Co zabrać i jak to spakować?
O tym napiszemy w jednym z następnych numerów, w ramach kontynuacji naszych nostalgicznych wpisów o oldschoolowym MTB z dala od centrów ścieżkowych i bikeparków.
Perełki GSB
Najbardziej soczyste kawałki GSB pokonywanego z zachodu na wschód:
- Od Baraniej Góry do Węgierskiej Górki – piękna jazda grzbietem, trudne skalne odcinki, szybkie zjazdy;
- Turbacz – przełęcz Knurowska – enduro przez środek Gorców.

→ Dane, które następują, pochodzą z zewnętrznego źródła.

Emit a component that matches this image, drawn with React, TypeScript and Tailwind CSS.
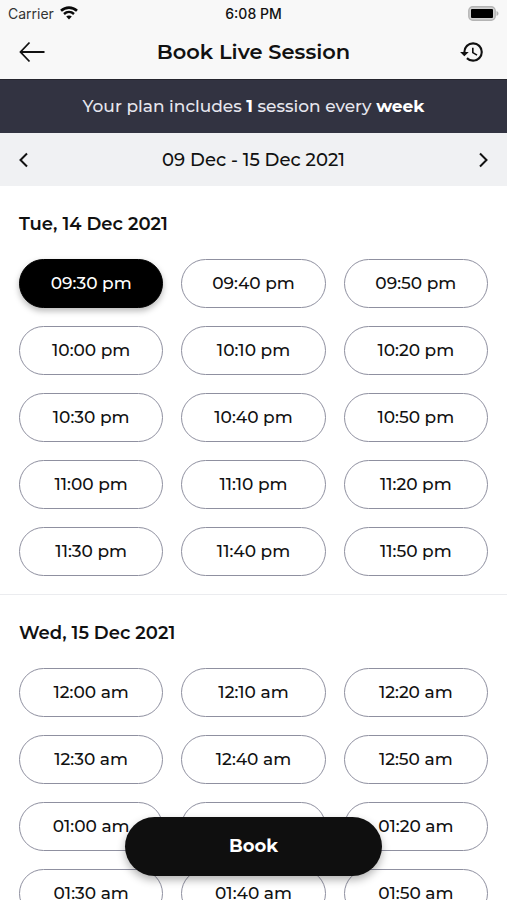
import { useState } from 'react'
import { MdHistory } from 'react-icons/md'
import { clsx } from 'clsx'

interface DaySlots {
  title: string
  slots: string[]
}

const days: DaySlots[] = [
  {
    title: 'Tue, 14 Dec 2021',
    slots: [
      '09:30 pm', '09:40 pm', '09:50 pm',
      '10:00 pm', '10:10 pm', '10:20 pm',
      '10:30 pm', '10:40 pm', '10:50 pm',
      '11:00 pm', '11:10 pm', '11:20 pm',
      '11:30 pm', '11:40 pm', '11:50 pm',
    ],
  },
  {
    title: 'Wed, 15 Dec 2021',
    slots: [
      '12:00 am', '12:10 am', '12:20 am',
      '12:30 am', '12:40 am', '12:50 am',
      '01:00 am', '01:10 am', '01:20 am',
      '01:30 am', '01:40 am', '01:50 am',
    ],
  },
]

function WifiIcon() {
  return (
    <svg width="18" height="14" viewBox="0 0 18 14" fill="none" aria-hidden>
      <path d="M1 4.8C5.6.5 12.4.5 17 4.8" stroke="#0a0a0a" strokeWidth="2.6" />
      <path d="M4 8C6.9 5.3 11.1 5.3 14 8" stroke="#0a0a0a" strokeWidth="2.4" />
      <path d="M9 13.4 6.2 10.6C7.8 9.2 10.2 9.2 11.8 10.6Z" fill="#0a0a0a" />
    </svg>
  )
}

function BatteryIcon() {
  return (
    <svg width="31" height="15" viewBox="0 0 31 15" fill="none" aria-hidden>
      <rect x="0.8" y="0.8" width="26.4" height="13.4" rx="4" fill="#d2d2d2" stroke="#b4b4b4" strokeWidth="1.4" />
      <rect x="3" y="3" width="22" height="9" rx="1" fill="#000" />
      <path d="M28.5 5v5c1.2-.4 2-1.4 2-2.5s-.8-2.1-2-2.5Z" fill="#b4b4b4" />
    </svg>
  )
}

function BackIcon() {
  return (
    <svg width="29" height="22" viewBox="0 0 29 22" fill="none" aria-hidden>
      <path d="M10.5 1.5 1.5 11l9 9.5M2 11h23.5" stroke="#111" strokeWidth="1.8" />
    </svg>
  )
}

function Chevron({ flip }: { flip?: boolean }) {
  return (
    <svg width="10" height="16" viewBox="0 0 10 16" fill="none" aria-hidden className={clsx(flip && 'rotate-180')}>
      <path d="M9 1.5 2.5 8 9 14.5" stroke="#111" strokeWidth="2" />
    </svg>
  )
}

export default function App() {
  const [selected, setSelected] = useState('09:30 pm')

  return (
    <div className="relative flex h-screen flex-col overflow-hidden bg-white font-['Montserrat','Inter',sans-serif] font-medium text-[#111]">
      {/* Status bar + title */}
      <header className="bg-[#f8f8f8] pb-px">
        <div className="grid h-[26px] grid-cols-3 items-center px-2 text-[14px] font-['Inter',sans-serif]">
          <div className="flex items-center gap-1.5 font-normal text-[#333]">
            <span>Carrier</span>
            <WifiIcon />
          </div>
          <span className="text-center">6:08 PM</span>
          <div className="flex justify-end">
            <BatteryIcon />
          </div>
        </div>
        <div className="flex h-[52px] items-center justify-between pr-[22px] pl-[19px]">
          <button type="button" aria-label="Back">
            <BackIcon />
          </button>
          <h1 className="text-[21px] leading-6 font-semibold">Book Live Session</h1>
          <button type="button" aria-label="History">
            <MdHistory size={26} />
          </button>
        </div>
      </header>

      {/* Plan banner */}
      <p className="border-t border-[#26262e] bg-[#323341] py-[15px] text-center text-[17px] leading-[23px] text-[#e6e6ee]">
        Your plan includes <strong className="font-bold text-white">1</strong> session every{' '}
        <strong className="font-bold text-white">week</strong>
      </p>

      {/* Week switcher */}
      <div className="flex h-[53px] items-center justify-between bg-[#f0f1f3] px-[18px]">
        <button type="button" aria-label="Previous week">
          <Chevron />
        </button>
        <span className="text-[18px] leading-6">09 Dec - 15 Dec 2021</span>
        <button type="button" aria-label="Next week">
          <Chevron flip />
        </button>
      </div>

      {/* Slots */}
      <main className="min-h-0 flex-1 overflow-y-auto [scrollbar-width:none]">
        {days.map((day) => (
          <section key={day.title} className="border-b border-[#ebecef] px-[19px] pt-[25px] pb-[18px]">
            <h2 className="mb-[22px] text-[18px] leading-[26px] font-semibold">{day.title}</h2>
            <div className="grid grid-cols-3 gap-[18px]">
              {day.slots.map((slot) => (
                <button
                  key={slot}
                  type="button"
                  aria-pressed={slot === selected}
                  onClick={() => setSelected(slot)}
                  className={clsx(
                    'h-[49px] rounded-full border text-[17px]',
                    slot === selected
                      ? 'border-black bg-black text-white shadow-[0_3px_6px_rgba(0,0,0,0.28)]'
                      : 'border-[#8f90a0] bg-white',
                  )}
                >
                  {slot}
                </button>
              ))}
            </div>
          </section>
        ))}
      </main>

      {/* Floating action */}
      <div className="pointer-events-none absolute inset-x-0 bottom-6 flex justify-center">
        <button
          type="button"
          className="pointer-events-auto h-[59px] w-[257px] rounded-full bg-[#0f0f0f] text-[18px] font-bold text-white shadow-[0_4px_8px_rgba(0,0,0,0.3)]"
        >
          Book
        </button>
      </div>
    </div>
  )
}
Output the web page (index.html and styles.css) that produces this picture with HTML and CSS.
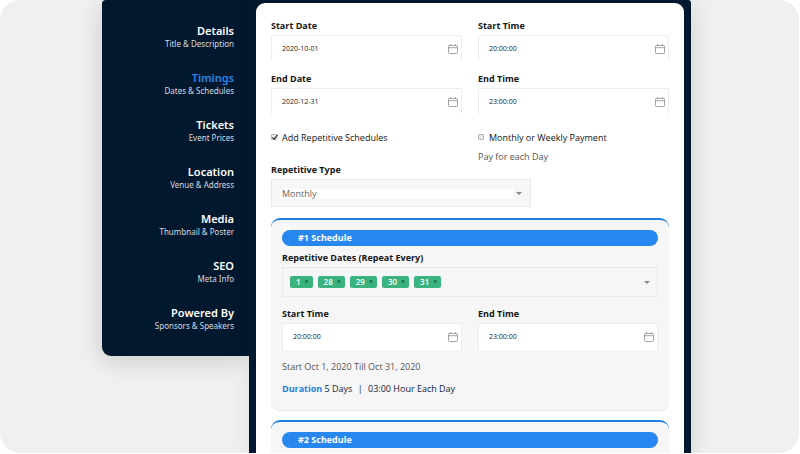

- Szybka jazda singlami i ciekawymi drogami w lesie;
- Lubań – Krościenko – 10 km zjazdu, chwilami pełnym piecem, z obłędnymi widokami na Tatry;
- Przehyba – Wielki Rogacz – Niemcowa – Rytro – najpierw jazda grzbietem z fantastycznymi widokami na Beskid Wyspowy,
- Niski, Pieniny, Tatry, Małą Fatrę, potem wariackie zjazdy do Rytra,
- na których będzie wszystko, co kochacie w MTB;
- zjazdy z Koziego Żebra i Rotundy – niezapomniane, choć o zupełnie odmiennym charakterze;
- Puławy – Przybyszów – bardzo ciekawe, niezbyt trudne podjazdy i zjazdy w tajemniczej scenerii Beskidu Niskiego;
- Przełęcz Żebrak – Cisna – tajemniczy, pokryty bukowym lasem grzbiet z kawałem historii w tle;
- Małe Jasło – Okrąglik – Fereczata – Smerek – Bieszczady w wersji enduro na legalu!